= The Bloody Chamber (short story) =

1979 short story by Angela Carter

"The Bloody Chamber" is a historical short story published in 1979. It was written by English author Angela Carter. The tale is a retelling of the story of Bluebeard, and includes themes relating to the objectification of women, flawed power dynamics, and sexuality. This eponymous short story was originally published in a collection titled The Bloody Chamber, which deconstructed common fairy tales for a more modern and adult audience, resulting in both criticism and critical acclaim.

== Synopsis ==
The story is told from the perspective of an unnamed, poor young woman, who has recently married a rich man. She is enthralled by his wealth and attention, as well as the rush of a first romance. He then goes on a business trip, warning her not to open a certain door in his house. She is too overtaken by curiosity and eventually opens the forbidden door, revealing the dead bodies of her husband's previous wives. Fearful, the protagonist plans to flee, supported by the kindhearted blind boy whom her husband hired to tune her piano. However, she is stopped by the return of her husband from his trip, and his swift discovery that she entered the chamber as he knew she would. Just as he is about to murder her, her mother arrives at the mansion. Her mother shoots and kills him, vanquishing the threat.

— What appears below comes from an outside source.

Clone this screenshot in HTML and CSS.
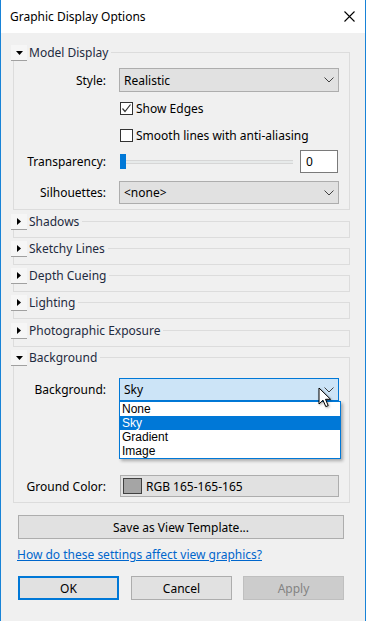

The story ends happily, with the main character inheriting her late husband’s wealth, opening a music school, and living happily with the piano tuner and her mother.

== Critical response ==
As mentioned above, The Bloody Chamber was met with mixed critical response upon publishing. Some praised the short story for a bold, innovative approach to such literature, while others felt it too vulgar. Others, however, found it reprehensible, taking the view that children's stories were being misappropriated for a twisted purpose.